I found the video and the lyrics empowering. The lyrics “you don’t need no one/to comfort yourself/embrace yourself/all of this by myself/all of this without no help” in particular really spoke to me. After you sing these lyrics in the video, there’s a man struggling in the chair. What does that represent? 

It’s a trilogy in a way. I mentioned the themes prevalent in the EP, so the first is in sugarcoated love, which was lovely dovey and me and the same guy just being all cute and so in love. The second video was dustand that has the same guy and that’s where I find out that he cheats, so that’s a very grimy video. The second video closes with me putting him in the trunk of the car, kidnapping him basically. In the third video, I use the same guy and force him to listen to my words; I let him know that I’m gone and I’m in a better place now. I don’t need him at the end. He’s stuck in the TV and I trapped him in his own guilt.

I like that everyone is wearing white and the audience doesn’t even know he’s there until he appears tied up in all black clothing.  

Yeah, it was it was supposed to be like a little plot twist to have him there as well to close the story. He’s wearing all black was to show that we’re pure, we’ve moved on, and you’re in the gutter.

Visuals seem to be important to you; do you have them planned when you’re writing?

When I start or finish a song, I immediately have visuals in mind and I’ll write it down and I’ll get PowerPoint up and just get the whole mood, the whole concept the whole shot list, whatever. We have the same team every video, it’s just our friends basically, and we try to execute my plan the way I had it in mind, which is not always the case. 

You seem to be pretty hands-on. 

Yeah, definitely. Before I started releasing music, my manager had me fill in this sheet and I had to write what would make me different from other artists in the same scene that I’m in. I kept thinking about that and I thought the visuals would always make me different. I used to be in photography so visuals are so such an important thing for me, so I try to combine both worlds in a way.

I don’t feel like a lot of artists have a long narrative in their videos, either. 

To be honest, I wanted to do a short movie! We didn’t have the budget, but I would love to do a short movie based on every song one day.

I feel like as an independent artist, even if you don’t always have the budget, at least you don’t have to give up certain artistic things.

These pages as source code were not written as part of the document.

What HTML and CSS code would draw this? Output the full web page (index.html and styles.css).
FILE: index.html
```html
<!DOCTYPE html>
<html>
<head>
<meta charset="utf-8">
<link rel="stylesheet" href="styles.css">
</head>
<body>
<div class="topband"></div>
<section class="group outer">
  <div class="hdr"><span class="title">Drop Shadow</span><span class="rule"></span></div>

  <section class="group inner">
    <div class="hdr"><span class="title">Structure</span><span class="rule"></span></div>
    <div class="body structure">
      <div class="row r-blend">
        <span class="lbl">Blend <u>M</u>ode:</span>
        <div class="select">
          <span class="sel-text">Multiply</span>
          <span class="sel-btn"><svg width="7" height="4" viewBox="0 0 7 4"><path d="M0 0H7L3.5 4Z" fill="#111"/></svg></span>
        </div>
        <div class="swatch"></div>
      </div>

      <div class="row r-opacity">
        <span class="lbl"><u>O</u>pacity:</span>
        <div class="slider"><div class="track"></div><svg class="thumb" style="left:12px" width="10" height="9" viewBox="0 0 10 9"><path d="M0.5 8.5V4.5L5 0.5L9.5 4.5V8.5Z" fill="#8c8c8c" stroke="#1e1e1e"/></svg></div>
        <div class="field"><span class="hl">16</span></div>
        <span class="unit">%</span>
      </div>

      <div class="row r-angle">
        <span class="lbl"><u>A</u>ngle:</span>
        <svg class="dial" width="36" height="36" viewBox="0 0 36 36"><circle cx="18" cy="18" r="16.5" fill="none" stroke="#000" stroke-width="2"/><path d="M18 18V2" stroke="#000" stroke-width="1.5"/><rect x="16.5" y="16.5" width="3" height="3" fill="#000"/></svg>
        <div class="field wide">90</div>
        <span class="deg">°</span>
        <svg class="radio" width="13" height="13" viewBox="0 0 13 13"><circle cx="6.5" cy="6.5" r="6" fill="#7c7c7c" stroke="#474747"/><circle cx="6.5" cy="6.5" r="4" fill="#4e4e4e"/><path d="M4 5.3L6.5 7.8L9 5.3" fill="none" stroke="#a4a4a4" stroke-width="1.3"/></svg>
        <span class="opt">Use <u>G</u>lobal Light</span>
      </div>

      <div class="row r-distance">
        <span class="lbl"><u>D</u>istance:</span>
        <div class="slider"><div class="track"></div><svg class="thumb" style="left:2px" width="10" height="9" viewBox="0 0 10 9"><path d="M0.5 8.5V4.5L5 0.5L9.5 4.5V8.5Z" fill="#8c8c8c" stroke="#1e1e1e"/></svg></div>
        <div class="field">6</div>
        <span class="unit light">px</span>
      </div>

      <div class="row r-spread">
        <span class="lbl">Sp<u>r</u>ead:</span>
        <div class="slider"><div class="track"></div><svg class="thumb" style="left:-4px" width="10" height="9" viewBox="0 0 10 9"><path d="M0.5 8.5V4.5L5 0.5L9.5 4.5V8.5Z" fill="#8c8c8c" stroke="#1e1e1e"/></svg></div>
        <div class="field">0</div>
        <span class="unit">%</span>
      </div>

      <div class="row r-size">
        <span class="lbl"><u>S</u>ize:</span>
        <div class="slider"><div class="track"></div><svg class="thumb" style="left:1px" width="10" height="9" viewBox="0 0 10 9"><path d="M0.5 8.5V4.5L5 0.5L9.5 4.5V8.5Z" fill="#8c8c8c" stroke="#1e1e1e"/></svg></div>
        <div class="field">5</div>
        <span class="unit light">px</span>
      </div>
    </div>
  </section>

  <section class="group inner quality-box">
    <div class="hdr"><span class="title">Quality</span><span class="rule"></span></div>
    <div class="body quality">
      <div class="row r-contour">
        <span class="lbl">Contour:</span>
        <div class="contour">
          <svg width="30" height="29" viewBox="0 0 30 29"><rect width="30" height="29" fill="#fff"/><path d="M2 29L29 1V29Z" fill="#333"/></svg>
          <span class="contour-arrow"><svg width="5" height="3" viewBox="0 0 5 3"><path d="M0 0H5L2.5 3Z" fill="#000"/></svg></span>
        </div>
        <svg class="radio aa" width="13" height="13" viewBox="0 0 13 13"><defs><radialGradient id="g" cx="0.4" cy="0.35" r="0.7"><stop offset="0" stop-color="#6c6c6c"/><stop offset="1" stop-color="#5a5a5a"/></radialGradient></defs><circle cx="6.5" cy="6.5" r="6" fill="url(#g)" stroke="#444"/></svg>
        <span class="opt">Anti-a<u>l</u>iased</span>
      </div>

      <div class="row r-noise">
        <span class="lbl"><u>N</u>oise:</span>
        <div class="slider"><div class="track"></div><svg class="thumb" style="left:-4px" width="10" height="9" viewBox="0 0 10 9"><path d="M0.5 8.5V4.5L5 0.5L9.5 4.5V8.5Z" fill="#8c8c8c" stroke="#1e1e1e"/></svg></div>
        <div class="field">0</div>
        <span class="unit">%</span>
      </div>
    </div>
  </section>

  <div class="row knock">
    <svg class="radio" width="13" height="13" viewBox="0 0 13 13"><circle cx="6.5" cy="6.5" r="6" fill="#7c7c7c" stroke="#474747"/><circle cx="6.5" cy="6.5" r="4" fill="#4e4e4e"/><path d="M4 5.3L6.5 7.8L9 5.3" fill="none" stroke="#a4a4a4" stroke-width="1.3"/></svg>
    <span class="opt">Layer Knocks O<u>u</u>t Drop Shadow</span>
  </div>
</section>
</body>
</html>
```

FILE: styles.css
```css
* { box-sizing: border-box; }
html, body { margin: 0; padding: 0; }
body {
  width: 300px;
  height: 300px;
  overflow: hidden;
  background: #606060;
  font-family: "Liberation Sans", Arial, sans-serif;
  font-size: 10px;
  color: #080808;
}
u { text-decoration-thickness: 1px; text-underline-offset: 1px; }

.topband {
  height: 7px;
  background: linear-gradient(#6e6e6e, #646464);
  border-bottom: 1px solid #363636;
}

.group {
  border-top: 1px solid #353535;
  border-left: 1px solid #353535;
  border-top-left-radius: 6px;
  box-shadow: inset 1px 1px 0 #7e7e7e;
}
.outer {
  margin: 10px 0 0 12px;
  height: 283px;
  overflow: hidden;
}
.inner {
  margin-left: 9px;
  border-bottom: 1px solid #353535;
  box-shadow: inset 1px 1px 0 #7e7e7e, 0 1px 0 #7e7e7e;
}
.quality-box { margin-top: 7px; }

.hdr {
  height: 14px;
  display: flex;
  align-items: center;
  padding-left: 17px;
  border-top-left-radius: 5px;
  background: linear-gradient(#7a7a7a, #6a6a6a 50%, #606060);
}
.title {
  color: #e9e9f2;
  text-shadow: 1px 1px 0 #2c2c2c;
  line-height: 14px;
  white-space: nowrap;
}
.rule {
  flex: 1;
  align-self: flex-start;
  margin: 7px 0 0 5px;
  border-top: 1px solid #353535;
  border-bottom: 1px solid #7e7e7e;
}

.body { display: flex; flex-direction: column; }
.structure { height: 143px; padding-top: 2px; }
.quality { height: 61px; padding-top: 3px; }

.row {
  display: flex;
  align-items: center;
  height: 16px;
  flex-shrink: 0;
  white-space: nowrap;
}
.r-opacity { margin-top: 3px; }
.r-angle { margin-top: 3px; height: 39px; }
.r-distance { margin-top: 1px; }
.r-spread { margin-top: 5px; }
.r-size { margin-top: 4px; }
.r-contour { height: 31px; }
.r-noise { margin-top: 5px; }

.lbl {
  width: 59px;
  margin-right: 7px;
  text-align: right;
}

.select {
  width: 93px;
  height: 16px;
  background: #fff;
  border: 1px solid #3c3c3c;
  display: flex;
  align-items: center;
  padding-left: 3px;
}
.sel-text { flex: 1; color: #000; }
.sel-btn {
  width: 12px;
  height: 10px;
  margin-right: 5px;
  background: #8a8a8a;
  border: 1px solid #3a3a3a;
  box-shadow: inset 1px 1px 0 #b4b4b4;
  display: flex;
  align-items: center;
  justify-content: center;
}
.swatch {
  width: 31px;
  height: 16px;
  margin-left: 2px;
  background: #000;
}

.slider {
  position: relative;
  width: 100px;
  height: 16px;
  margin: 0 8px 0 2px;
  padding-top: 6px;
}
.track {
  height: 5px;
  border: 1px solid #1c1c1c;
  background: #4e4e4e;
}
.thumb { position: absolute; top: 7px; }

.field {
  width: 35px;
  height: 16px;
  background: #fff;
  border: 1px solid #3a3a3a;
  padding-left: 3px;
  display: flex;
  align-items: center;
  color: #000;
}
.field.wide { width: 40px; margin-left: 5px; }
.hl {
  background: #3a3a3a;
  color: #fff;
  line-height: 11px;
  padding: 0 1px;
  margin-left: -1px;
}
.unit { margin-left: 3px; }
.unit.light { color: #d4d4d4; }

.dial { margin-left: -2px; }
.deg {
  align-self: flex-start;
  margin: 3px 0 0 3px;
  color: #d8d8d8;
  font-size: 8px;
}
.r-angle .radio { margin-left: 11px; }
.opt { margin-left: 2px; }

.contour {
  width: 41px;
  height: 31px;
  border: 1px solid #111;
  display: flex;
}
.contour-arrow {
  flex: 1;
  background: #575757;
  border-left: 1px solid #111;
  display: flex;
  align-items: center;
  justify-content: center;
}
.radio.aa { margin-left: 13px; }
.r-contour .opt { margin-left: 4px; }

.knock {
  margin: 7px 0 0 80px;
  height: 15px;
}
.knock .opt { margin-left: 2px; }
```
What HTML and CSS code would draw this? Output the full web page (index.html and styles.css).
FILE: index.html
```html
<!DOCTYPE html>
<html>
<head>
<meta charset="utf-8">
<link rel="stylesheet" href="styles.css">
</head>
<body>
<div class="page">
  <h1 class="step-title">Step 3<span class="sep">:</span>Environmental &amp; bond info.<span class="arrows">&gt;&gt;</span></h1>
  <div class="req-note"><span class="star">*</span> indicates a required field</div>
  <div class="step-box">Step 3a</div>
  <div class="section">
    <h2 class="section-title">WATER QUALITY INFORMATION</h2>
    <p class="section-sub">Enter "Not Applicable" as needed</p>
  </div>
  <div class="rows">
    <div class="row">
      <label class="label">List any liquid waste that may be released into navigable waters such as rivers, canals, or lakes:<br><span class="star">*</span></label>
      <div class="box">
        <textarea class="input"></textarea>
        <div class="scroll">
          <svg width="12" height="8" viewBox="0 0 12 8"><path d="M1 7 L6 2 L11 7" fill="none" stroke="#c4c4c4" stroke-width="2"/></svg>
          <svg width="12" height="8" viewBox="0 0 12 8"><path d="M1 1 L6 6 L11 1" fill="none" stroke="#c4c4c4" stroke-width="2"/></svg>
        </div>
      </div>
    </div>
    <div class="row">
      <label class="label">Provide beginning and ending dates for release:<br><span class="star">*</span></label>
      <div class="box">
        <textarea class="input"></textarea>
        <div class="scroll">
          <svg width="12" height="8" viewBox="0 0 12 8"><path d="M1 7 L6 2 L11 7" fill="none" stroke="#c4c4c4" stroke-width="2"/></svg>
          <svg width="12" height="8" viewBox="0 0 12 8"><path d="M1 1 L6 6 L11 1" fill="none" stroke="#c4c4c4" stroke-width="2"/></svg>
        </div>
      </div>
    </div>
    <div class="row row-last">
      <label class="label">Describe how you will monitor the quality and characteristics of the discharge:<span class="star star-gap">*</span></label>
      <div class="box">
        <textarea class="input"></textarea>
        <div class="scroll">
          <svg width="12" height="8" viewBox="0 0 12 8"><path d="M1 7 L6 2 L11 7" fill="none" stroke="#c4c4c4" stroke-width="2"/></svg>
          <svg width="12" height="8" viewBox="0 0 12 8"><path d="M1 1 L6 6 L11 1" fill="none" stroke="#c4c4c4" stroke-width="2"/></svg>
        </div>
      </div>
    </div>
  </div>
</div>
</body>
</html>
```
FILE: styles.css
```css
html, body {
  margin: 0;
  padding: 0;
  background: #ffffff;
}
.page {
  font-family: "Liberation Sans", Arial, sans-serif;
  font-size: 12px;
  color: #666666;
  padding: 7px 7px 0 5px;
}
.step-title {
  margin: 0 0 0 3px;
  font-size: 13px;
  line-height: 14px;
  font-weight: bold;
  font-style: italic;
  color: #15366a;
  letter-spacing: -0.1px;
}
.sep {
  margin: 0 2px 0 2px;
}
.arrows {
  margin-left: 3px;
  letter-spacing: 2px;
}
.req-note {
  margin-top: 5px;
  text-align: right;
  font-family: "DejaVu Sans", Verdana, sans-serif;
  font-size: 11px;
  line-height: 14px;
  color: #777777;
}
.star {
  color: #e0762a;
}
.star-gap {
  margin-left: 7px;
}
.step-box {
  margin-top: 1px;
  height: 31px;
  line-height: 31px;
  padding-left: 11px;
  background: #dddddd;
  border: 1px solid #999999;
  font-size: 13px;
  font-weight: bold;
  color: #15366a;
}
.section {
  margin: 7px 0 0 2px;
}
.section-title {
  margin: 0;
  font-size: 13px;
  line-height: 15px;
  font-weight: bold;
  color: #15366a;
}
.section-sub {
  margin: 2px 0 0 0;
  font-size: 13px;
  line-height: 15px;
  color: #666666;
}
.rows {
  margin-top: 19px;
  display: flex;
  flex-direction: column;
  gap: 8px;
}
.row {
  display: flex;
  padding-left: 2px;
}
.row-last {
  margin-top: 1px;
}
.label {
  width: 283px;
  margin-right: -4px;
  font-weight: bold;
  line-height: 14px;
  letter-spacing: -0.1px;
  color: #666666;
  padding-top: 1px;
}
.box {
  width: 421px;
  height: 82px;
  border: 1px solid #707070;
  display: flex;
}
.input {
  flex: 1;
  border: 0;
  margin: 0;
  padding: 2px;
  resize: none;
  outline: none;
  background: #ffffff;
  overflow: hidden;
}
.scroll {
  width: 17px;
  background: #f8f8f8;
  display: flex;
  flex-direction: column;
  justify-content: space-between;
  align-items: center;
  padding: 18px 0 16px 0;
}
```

Yeah, definitely, that’s why I’m not signed. I feel like I need my creative freedom. 

Who are some of your musical inspirations?

I love a lot of artists and a lot of different genres as well. I love like Erykah Badu, Lauryn Hill—those are the legends! And then there’s Frank Ocean, especially because his songwriting is insane to me. I listen to a lot of hip hop actually, so lots of Kanye and stuff like that. FKA twigs, too! She’s a real inspiration when it comes down to her visual and overall concept and the way she brings out music it’s not even about the music to me; it’s mostly her visuals, her shows, everything is just madness. 

Last question: What’s coming up for you?

I’m going to drop another EP this year with a few singles and videos and all of that, and right now festival season is happening, of course. I’m thinking of doing a Europe tour at the end of the year when the EP drops. And I want to work on my album—that’s my main goal right now.